On the other hand, a revolutionary Marxist intervention in social movements can only be correct if it starts by defending the fundamental interests of the toilers. Which is where the lessons of the AAP are so valuable. Even if in a purely empirical way (as we do not know what went on inside the AAP, let us assume, as a worst case scenario, that nobody consciously proposed leftwing policies, even though it is known that many leftists joined or campaigned for the AAP), the AAP decided to take up social issues that matter to the poor, without first looking over its shoulders to see whether the Congress would agree. The Left, to be a credible left, has to abandon entirely the tried and tested way to disaster, which is called united front, but which is really a front with the bourgeoisie. A real united front is a united front of working class parties, a front, under today’s changed scenario, of working class parties and mass organisations and social movements. The AAP interacted with local communities, built itself through the induction of grassroots activists. Through all that period various kinds of leftists made critical comments. Without disagreeing with all of them, our stress here is on what we need to learn from the AAP experience.

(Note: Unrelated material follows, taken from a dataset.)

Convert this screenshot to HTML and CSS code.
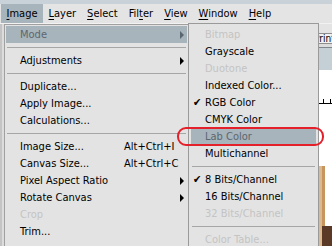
FILE: index.html
```html
<!DOCTYPE html>
<html lang="en">
<head>
    <meta charset="UTF-8">
    <title>Image menu - Mode</title>
    <link rel="stylesheet" href="styles.css">
</head>
<body>
    <div class="menubar">
        <span class="mb-item active"><u>I</u>mage</span>
        <span class="mb-item"><u>L</u>ayer</span>
        <span class="mb-item"><u>S</u>elect</span>
        <span class="mb-item">Fil<u>t</u>er</span>
        <span class="mb-item"><u>V</u>iew</span>
        <span class="mb-item"><u>W</u>indow</span>
        <span class="mb-item"><u>H</u>elp</span>
    </div>

    <div class="workspace">
        <!-- document window behind the menus -->
        <div class="doc">
            <div class="doc-top"></div>
            <div class="doc-btn">Print</div>
            <div class="doc-band"></div>
            <div class="doc-ruler"></div>
            <div class="doc-canvas">
                <div class="doc-photo"></div>
            </div>
        </div>

        <div class="menu menu-main">
            <div class="item hover"><span class="label">Mode</span><span class="arrow"></span></div>
            <div class="sep"></div>
            <div class="item"><span class="label">Adjustments</span><span class="arrow"></span></div>
            <div class="sep"></div>
            <div class="item"><span class="label">Duplicate...</span></div>
            <div class="item"><span class="label">Apply Image...</span></div>
            <div class="item"><span class="label">Calculations...</span></div>
            <div class="sep"></div>
            <div class="item"><span class="label">Image Size...</span><span class="shortcut">Alt+Ctrl+I</span></div>
            <div class="item"><span class="label">Canvas Size...</span><span class="shortcut">Alt+Ctrl+C</span></div>
            <div class="item"><span class="label">Pixel Aspect Ratio</span><span class="arrow"></span></div>
            <div class="item"><span class="label">Rotate Canvas</span><span class="arrow"></span></div>
            <div class="item disabled"><span class="label">Crop</span></div>
            <div class="item"><span class="label">Trim...</span></div>
        </div>

        <div class="menu menu-sub">
            <div class="item disabled">Bitmap</div>
            <div class="item">Grayscale</div>
            <div class="item disabled">Duotone</div>
            <div class="item">Indexed Color...</div>
            <div class="item"><span class="check">&#10004;</span>RGB Color</div>
            <div class="item">CMYK Color</div>
            <div class="item hover">Lab Color</div>
            <div class="item">Multichannel</div>
            <div class="sep"></div>
            <div class="item"><span class="check">&#10004;</span>8 Bits/Channel</div>
            <div class="item">16 Bits/Channel</div>
            <div class="item disabled">32 Bits/Channel</div>
            <div class="sep"></div>
            <div class="item disabled">Color Table...</div>
        </div>

        <!-- red callout drawn over the screenshot -->
        <div class="callout"></div>
    </div>
</body>
</html>
```

FILE: styles.css
```css
* {
    box-sizing: border-box;
}
body {
    margin: 0;
    width: 332px;
    height: 246px;
    overflow: hidden;
    font-family: "DejaVu Sans Condensed", "DejaVu Sans", sans-serif;
    font-stretch: condensed;
    font-size: 11px;
    color: #000;
    background-color: #e3e3e3;
}
.menubar {
    display: flex;
    height: 24px;
    padding: 4px 0 0 1px;
    background: linear-gradient(#c8d2d8 0 4px, #e4e4e4 4px);
    border-bottom: 1px solid #f2f2f2;
}
.mb-item {
    height: 19px;
    line-height: 19px;
    padding: 0 5.5px;
}
.mb-item u {
    text-decoration-thickness: 1px;
    text-underline-offset: 2px;
}
.mb-item.active {
    background-color: #a8b4bb;
}
.workspace {
    position: relative;
    height: 222px;
    display: flex;
    justify-content: flex-end;
    background-color: #dcdcdc;
    border-left: 2px solid #c4c4c4;
}
.doc {
    width: 50px;
    display: flex;
    flex-direction: column;
}
.doc-top {
    height: 9px;
    background-color: #e4e4e4;
}
.doc-btn {
    height: 11px;
    margin-left: 24px;
    padding-left: 7px;
    border: 1px solid #8e8e8e;
    border-right: none;
    background-color: #f2f2f2;
    font-size: 10px;
    line-height: 9px;
}
.doc-band {
    height: 23px;
    margin-top: 3px;
    border-top: 1px solid #7e878d;
    background-color: #c5cfd6;
}
.doc-ruler {
    height: 34px;
    background:
        repeating-linear-gradient(to right, transparent 0 6px, #000 6px 7px) bottom / 100% 5px no-repeat,
        linear-gradient(#000, #000) bottom / 100% 1px no-repeat,
        #fff;
}
.doc-canvas {
    flex: 1;
    display: flex;
    flex-direction: column;
    background-color: #fff;
}
.doc-photo {
    flex: 1;
    margin-top: 62px;
    background:
        linear-gradient(to right, transparent 0 40px, #5a3a26 40px) bottom / 100% 20px no-repeat,
        linear-gradient(to right, transparent 0 37px, #dcb98e 37px 40px, #c7955e 40px 43px, #fff 43px);
}

.menu {
    position: absolute;
    background-color: #e3e3e3;
    border: 1px solid #a0a0a0;
    padding: 1px;
}
.menu-main {
    left: 2px;
    top: 0;
    width: 185px;
    padding-bottom: 20px;
}
.menu-sub {
    left: 186px;
    top: -1px;
    width: 131px;
    padding: 2px;
    border-color: #9a9a9a;
}
.item {
    position: relative;
    display: flex;
    align-items: center;
    height: 17px;
    line-height: 17px;
    padding: 0 3px 0 14px;
    white-space: nowrap;
}
.label {
    width: 104px;
}
.shortcut {
    flex: 1;
}
.arrow {
    margin-left: auto;
    width: 0;
    height: 0;
    border-left: 4px solid #000;
    border-top: 4px solid transparent;
    border-bottom: 4px solid transparent;
}
.item.hover {
    background-color: #a8b4bb;
    color: #5b6770;
}
.item.hover .arrow {
    border-left-color: #5b6770;
}
.item.disabled {
    color: #c4c4c4;
}
.check {
    position: absolute;
    left: 2px;
    font-size: 11px;
    font-weight: bold;
}
.sep {
    height: 9px;
    display: flex;
    align-items: center;
    padding: 0 1px;
}
.sep::before {
    content: "";
    flex: 1;
    height: 1px;
    background-color: #a6a6a6;
}
.callout {
    position: absolute;
    left: 175px;
    top: 103px;
    width: 147px;
    height: 19px;
    border: 2px solid #e4202a;
    border-radius: 9px;
}
```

Finally, the AAP showed that defence of minorities need not mean alliance with or mutual patronage between, secular parties and minority community religious figures. As the West Bengal elections come nearer, and as one sees the BJP whipping up Hindutva fanaticism on one hand and the TMC move equally in the direction of seeking to polarise the electorate by protecting Muslim communalism, there is bound to be (indeed there are already clear signs of) heart burn within the left, and by that one does not only mean the CPI(M), but also forces to the left of the CPI(M). Some of them too find it objectionable if Muslim communalists are in any way targeted. While secularism in India has to clearly identify Hindu communalism as the primary threat, and while if it is a matter of actual defence of minorities attacked by Hindutva forces, as have happened not only in Gujarat, but in Madhya Pradesh, in Odisha and elsewhere, one may find oneself resisting the hooligans and armed killers side by side with members of minority communal organisations (as distinct from persons of majority and minority origin fighting together), this does not mean we should not expose minority communalism for a dangerous and wrong politics ; and it certainly does not mean orienting to minority communalism in the hope of a few short term recruits or a few votes. Let us note that the BJP brought in MPs from all over the country, Modi campaigned personally in a big way, and huge sums were spent in the last few days trumpeting the achievements of the Central Government. In other words, while it is true that the ruling class wants Modi, will back Modi, it does not mean that the game is so completely over that struggles do not matter. What the AAPs surge, regardless of the exact result [7], shows is that for the left, the road ahead lies in overcoming sectarianism, fusing with mass struggles, taking up seriously basic issues affecting toilers, being militantly secular, and completely rejecting the bourgeois parties –not merely the Congress(I), but each and every one of them. As the CPI(M) congress nears and sections express dissent with the Buddhadev Bhattacharjee line, it is for them to recognise that that is not enough. A fuller rethinking is necessary if they want the left to be meaningfully left. Meanwhile, for the far left, if it really believes that the Sangh is a fascist force, then overcoming sectarianism and forging an alternative left instrument is essential.